Western Lithograph Co. v. State Board of Equalization, Cal.Sup., 78 P.2d 731, again involved substantially the same question considered in M.G. West Co. v. Johnson, supra. The proceeding was one in mandamus to compel the state board of equalization to honor a claim for refund of sales taxes imposed pursuant to the Retail Sales Tax Act on account of certain sales made by the petitioner to the Bank of America Trust & Savings Association. The petitioner had included in its return for the quarter involved the gross amount received from the sales so made and had paid a tax of 3 per cent computed thereon. Its claim was that the purchaser is an instrumentality of the United States government and is not subject to any tax by the state except in the manner prescribed by section 5219, Revised Statutes (12 U.S.Code, sec. 548, 12 U.S.C.A. § 548), in conjunction with article 13, section 6, of the Constitution of California and the Bank and Corporation Franchise Act (Stats.1929, p. 19, as amended), which do not permit the imposition on the bank of a tax such as contemplated by the Retail Sales Tax Act. The court said (page 732): “We may assume, for the purposes of this proceeding, that if the tax imposed pursuant to the provisions of the State Retail Sales Tax Act is a tax on the consumer or purchaser of the goods sold, then the petitioner is entitled to the relief sought.” For the purpose of the discussion the court further assumed that the bank as a national bank is an instrumentality of the United States and as such not subject to tax by the state except with the consent of and in the manner prescribed by congress. The court then discussed the principles on which rest the respective immunities of the federal government and its agencies and the state and its agencies from taxation by each other and the limitations upon such immunities and then proceeded to consider various provisions of the Retail Sales Tax Act, saying, inter alia:
“Section 3 of the Act, as amended, St.1935, pp. 1252, 1253, provides: ‘For the privilege of selling tangible personal property at retail a tax is hereby imposed upon retailers at the rate of two and one-half per cent of the gross receipts of any such retailer from the sale of all tangible personal property sold at retail in this State on and after August 1, 1933, and to and including June 30, 1935; and at the rate of three per cent * on and after July 1, 1935.’ The term ‘gross receipts' is defined, section 2(f), as amended, St.1935, p. 1257, as the total amount of the sale price, with other inclusions not pertinent here; but also that ‘for the purpose of this act the total amount of the sale price above mentioned shall be deemed to be the amount received exclusive of the tax hereby imposed; provided that the retailer shall establish to the satisfaction of the board that the tax imposed hereunder had been added to the sale price and not absorbed by the retailer’.”
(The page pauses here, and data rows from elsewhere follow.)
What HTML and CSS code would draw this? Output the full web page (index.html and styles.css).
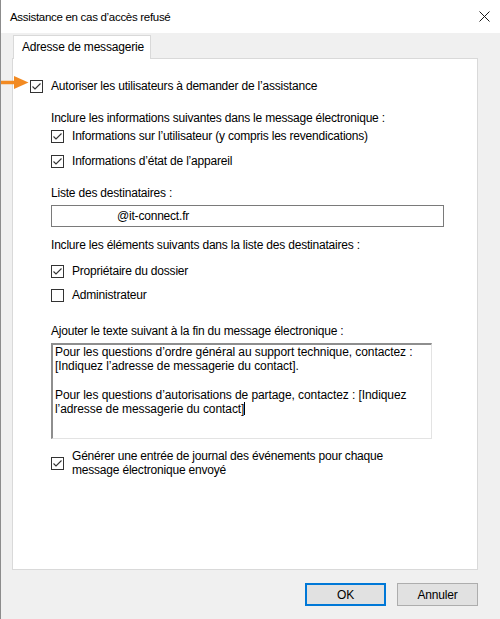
FILE: index.html
```html
<!DOCTYPE html>
<html lang="fr">
<head>
    <meta charset="UTF-8">
    <title>Assistance en cas d’accès refusé</title>
    <link rel="stylesheet" href="styles.css">
</head>
<body>
    <div class="window">
        <!-- Title bar -->
        <div class="titlebar">
            <span class="title">Assistance en cas d’accès refusé</span>
            <svg class="close" viewBox="0 0 11 11" width="11" height="11">
                <path d="M0.5 0.5 L10.5 10.5 M10.5 0.5 L0.5 10.5" stroke="#1a1a1a" stroke-width="1" fill="none"/>
            </svg>
        </div>

        <!-- Orange pointer arrow -->
        <svg class="pointer" viewBox="0 0 28 13" width="28" height="13">
            <rect x="0" y="4.75" width="15" height="3.5" fill="#f28a22"/>
            <polygon points="13,0 27.5,6.5 13,13" fill="#f28a22"/>
        </svg>

        <div class="content">
            <div class="tabs">
                <div class="tab">Adresse de messagerie</div>
            </div>

            <div class="panel">
                <label class="check-row">
                    <span class="box checked"></span>
                    <span>Autoriser les utilisateurs à demander de l’assistance</span>
                </label>

                <div class="group">
                    <p class="heading mt-14">Inclure les informations suivantes dans le message électronique :</p>
                    <label class="check-row">
                        <span class="box checked"></span>
                        <span>Informations sur l’utilisateur (y compris les revendications)</span>
                    </label>
                    <label class="check-row mt-5">
                        <span class="box checked"></span>
                        <span>Informations d’état de l’appareil</span>
                    </label>

                    <p class="heading mt-14">Liste des destinataires :</p>
                    <div class="textbox">@it-connect.fr</div>

                    <p class="heading mt-10">Inclure les éléments suivants dans la liste des destinataires :</p>
                    <label class="check-row mt-8">
                        <span class="box checked"></span>
                        <span>Propriétaire du dossier</span>
                    </label>
                    <label class="check-row mt-4">
                        <span class="box"></span>
                        <span>Administrateur</span>
                    </label>

                    <p class="heading mt-18">Ajouter le texte suivant à la fin du message électronique :</p>
                    <div class="textarea">
                        Pour les questions d’ordre général au support technique, contactez :<br>
                        [Indiquez l’adresse de messagerie du contact].<br>
                        <br>
                        Pour les questions d’autorisations de partage, contactez : [Indiquez<br>
                        l’adresse de messagerie du contact]<span class="caret"></span>
                    </div>

                    <label class="check-row multi">
                        <span class="box checked"></span>
                        <span>Générer une entrée de journal des événements pour chaque<br>message électronique envoyé</span>
                    </label>
                </div>
            </div>

            <div class="footer">
                <button class="btn btn-default">OK</button>
                <button class="btn">Annuler</button>
            </div>
        </div>
    </div>
</body>
</html>
```

FILE: styles.css
```css
* {
    margin: 0;
    padding: 0;
    box-sizing: border-box;
}

body {
    font-family: 'Liberation Sans', Arial, sans-serif;
    font-size: 12px;
    letter-spacing: -0.2px;
    color: #000000;
    background: #f0f0f0;
    width: 500px;
    height: 619px;
    overflow: hidden;
}

/* Window frame */
.window {
    position: relative;
    height: 619px;
    border-left: 1px solid #8c8c8c;
    background: #f0f0f0;
}

.titlebar {
    height: 33px;
    background: #ffffff;
    display: flex;
    align-items: center;
    justify-content: space-between;
    padding: 0 10px 0 9px;
}

.title {
    font-size: 11.5px;
    letter-spacing: -0.3px;
}

.close {
    display: block;
}

.pointer {
    position: absolute;
    left: 0;
    top: 76px;
}

.content {
    padding: 2px 0 0 11px;
}

/* Tabs */
.tabs {
    display: flex;
    padding-left: 1px;
    position: relative;
    z-index: 1;
}

.tab {
    height: 24px;
    display: flex;
    align-items: center;
    padding: 0 6px 1px 8px;
    background: #ffffff;
    border: 1px solid #d9d9d9;
    border-bottom: none;
}

.panel {
    width: 466px;
    height: 512px;
    margin-top: -1px;
    background: #ffffff;
    border: 1px solid #d9d9d9;
    padding: 17px 0 0 17px;
}

.group {
    margin-left: 21px;
}

.heading {
    height: 16px;
    line-height: 16px;
    white-space: nowrap;
}

/* Checkboxes */
.check-row {
    display: flex;
    align-items: center;
    gap: 8px;
    height: 20px;
    white-space: nowrap;
}

.check-row.multi {
    height: 27px;
    line-height: 13.5px;
    margin-top: 11px;
}

.box {
    width: 13px;
    height: 13px;
    flex: none;
    border: 1px solid #333333;
    background: #ffffff;
}

.box.checked {
    background: #ffffff url("data:image/svg+xml,%3Csvg xmlns='http://www.w3.org/2000/svg' viewBox='0 0 11 11'%3E%3Cpath d='M1.5 5.5 L4 8 L9.5 2.5' stroke='%23333' stroke-width='1.1' fill='none'/%3E%3C/svg%3E") no-repeat center / 11px 11px;
}

/* Inputs */
.textbox {
    width: 393px;
    height: 22px;
    margin-top: 4px;
    border: 1px solid #7a7a7a;
    padding-left: 65px;
    line-height: 20px;
}

.textarea {
    width: 381px;
    height: 96px;
    margin-top: 4px;
    border-top: 2px solid #8e8e8e;
    border-left: 2px solid #8e8e8e;
    border-right: 1px solid #e3e3e3;
    border-bottom: 1px solid #e3e3e3;
    padding: 0 2px;
    line-height: 14.3px;
    letter-spacing: -0.08px;
    white-space: nowrap;
}

.caret {
    display: inline-block;
    width: 1px;
    height: 13px;
    background: #000000;
    vertical-align: -2px;
}

/* Footer buttons */
.footer {
    width: 466px;
    display: flex;
    justify-content: flex-end;
    gap: 11px;
    padding-top: 13px;
}

.btn {
    width: 81px;
    height: 23px;
    font-family: inherit;
    font-size: 12px;
    letter-spacing: -0.2px;
    color: #000000;
    background: #e1e1e1;
    border: 1px solid #adadad;
}

.btn-default {
    border-color: #0078d7;
    box-shadow: inset 0 0 0 1px #0078d7;
}

.mt-4 { margin-top: 4px; }
.mt-5 { margin-top: 5px; }
.mt-8 { margin-top: 8px; }
.mt-10 { margin-top: 10px; }
.mt-14 { margin-top: 14px; }
.mt-18 { margin-top: 18px; }
```
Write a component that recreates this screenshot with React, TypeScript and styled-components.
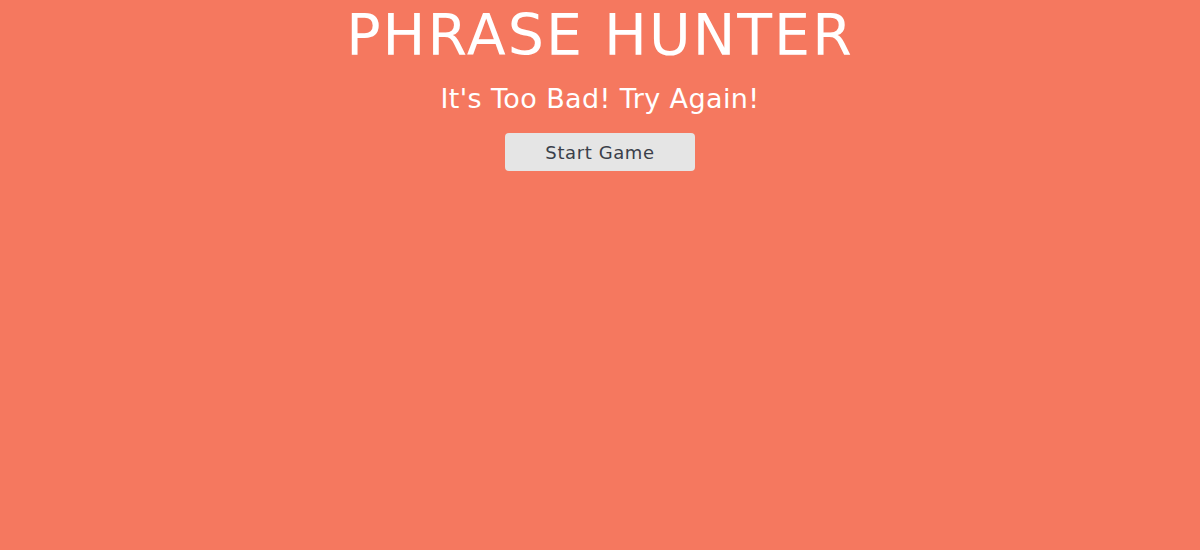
import React from "react";
import styled, { createGlobalStyle } from "styled-components";

const Global = createGlobalStyle`
  html, body { margin: 0; padding: 0; height: 100%; }
  body { background: #f5785f; font-family: "DejaVu Sans", sans-serif; }
  #root { min-height: 100%; }
`;

const Overlay = styled.div`
  box-sizing: border-box;
  height: 550px;
  background: #f5785f;
  display: flex;
  flex-direction: column;
  align-items: center;
`;

const Title = styled.h2`
  margin: 0;
  padding-top: 2px;
  font-family: "DejaVu Sans", sans-serif;
  font-weight: 400;
  font-size: 57px;
  line-height: 66px;
  color: #fff;
  letter-spacing: 2px;
`;

const Message = styled.h1`
  margin: 15px 0 0;
  font-family: "DejaVu Sans", sans-serif;
  font-weight: 400;
  font-size: 27px;
  line-height: 32px;
  color: #fff;
  letter-spacing: 0.4px;
`;

const Button = styled.button`
  margin-top: 18px;
  width: 190px;
  height: 38px;
  border: none;
  border-radius: 4px;
  background: #e5e5e5;
  color: #3a3f4a;
  font-family: "DejaVu Sans", sans-serif;
  font-size: 18px;
  letter-spacing: 0.6px;
  cursor: pointer;
`;

export default function App() {
  return (
    <>
      <Global />
      <Overlay>
        <Title>PHRASE HUNTER</Title>
        <Message>It's Too Bad! Try Again!</Message>
        <Button>Start Game</Button>
      </Overlay>
    </>
  );
}
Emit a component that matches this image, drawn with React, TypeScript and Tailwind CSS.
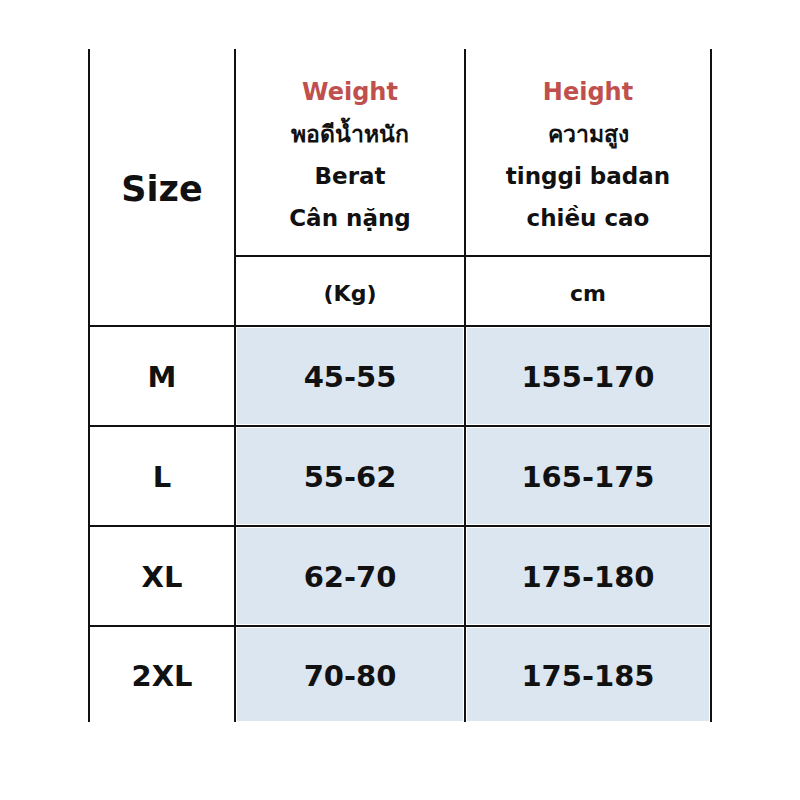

Thereafter the court proceeded as follows:
“The provisions of the act itself specifically are that the tax is laid upon and is a direct obligation of the retailer. Although the act furnishes the method by which the retailer may calculate reimbursement to himself by listing separately the amount of the tax from the sales price, nevertheless section 8 1/212 and other provisions of the act specially negative any intent of the Legislature that the tax should be considered as a tax on the consumer. In every case in which that question has arisen under the California Retail Sales Tax Act, the courts have uniformly and consistently recognized the legislative intent and adhered to the construction that the tax is upon the retailer and not upon the consumer.” (Citing cases hereinbefore discussed.) “Where the same question has arisen with reference to the administration and effect of similar provisions in the Motor Vehicle Fuel License Tax Act, St.1923, p. 571, as amended, the same answer has uniformly been given.” (Citing other cases hereinbefore discussed.)
“The law contemplates the imposing of the fixed rate of the tax on the gross receipts, as defined by the act, and not on the individual sale of merchandise; and the provision for a bookkeeping method to compute the amount of the tax separately from the sales price does not alter this fact.”
In its further discussion the court went on to say:
“The tax being a direct obligation of the retailer and, so far as the consumer is concerned, a part of the price paid for the goods and nothing else, it is neither in fact nor in effect laid upon the consumer. It does not become a tax on the sale nor because of the sale, but remains an excise tax for the privilege of conducting a retail business measured by the gross receipts from sales.”
The court concluded that no right to recover the tax existed, thereby in effect overruling M.G. West Co. v. Johnson, of which it said:
“It is true that a petition in the West Company Case for a hearing in this court was denied. * It is likewise true that the denial of the petition for a hearing in this court after decision by the District Court of Appeal in the West Company Case was not ‘an affirmative approval by this court of the propositions of law laid down in such opinion’.”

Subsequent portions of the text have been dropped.